The resolution would extend the UN monitoring role for a further six months and increase the number of monitors to as many as 75 people. UN personnel were likely to be transferred from Djibouti to Hodeida. Both the Houthi rebels and the UN-backed government of Yemen’s president have accused each other of multiple breaches of the ceasefire.
Cairo secures $1.2bn loan for light rail link to new capital
Egypt has agreed a $1.2bn deal with the Export-Import Bank of China (EximBank) to finance a light rail system from an industrial city on the outskirts of Cairo to the new capital city it is building.
Five state-run and three private companies are involved in the construction, which is expected to be completed within two years, he said. The rail link, which will be 68 kilometres long, will connect the 10th of Ramadan City to the new administrative capital.
Saudi Arabia is discussing the possibility of establishing one interconnected natural gas grid in the region that would exchange gas and export the kingdom’s gas to its neighbouring countries, the UAE, Kuwait and Oman, according to the kingdom’s Energy Minister Khalid al-Falih.
Oman government-owned firm Majis Industrial Services is to invest $400m into UAE-based private utility company Utico. Dubai-based bank Emirates NBD Capital arranged the deal, with US-based law firm White & Case providing legal support to Utico and UK-based legal firm Clyde & Co supporting Majis Industrial Services.

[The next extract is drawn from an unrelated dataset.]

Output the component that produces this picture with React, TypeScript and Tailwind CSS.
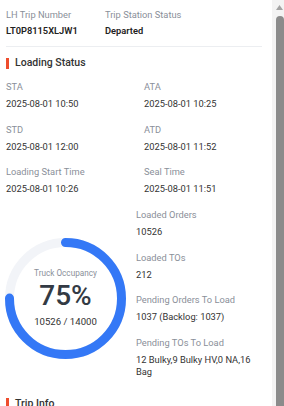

Saudi Aramco has selected a consortium of local firms Lamar Holding and Asyad International for the contract to develop a housing public-private partnership programme for its workers as part of its East-West Corridor development. The 20-year contract covers approximately 1,700 houses.
Passenger numbers at Saudi Arabia’s airports saw 7.4 per cent growth in 2018 compared with the previous year, the kingdom’s General Authority of Civil Aviation has announced. This growth puts the total number of passengers at the kingdom’s 27 airports at approximately 98.6 million.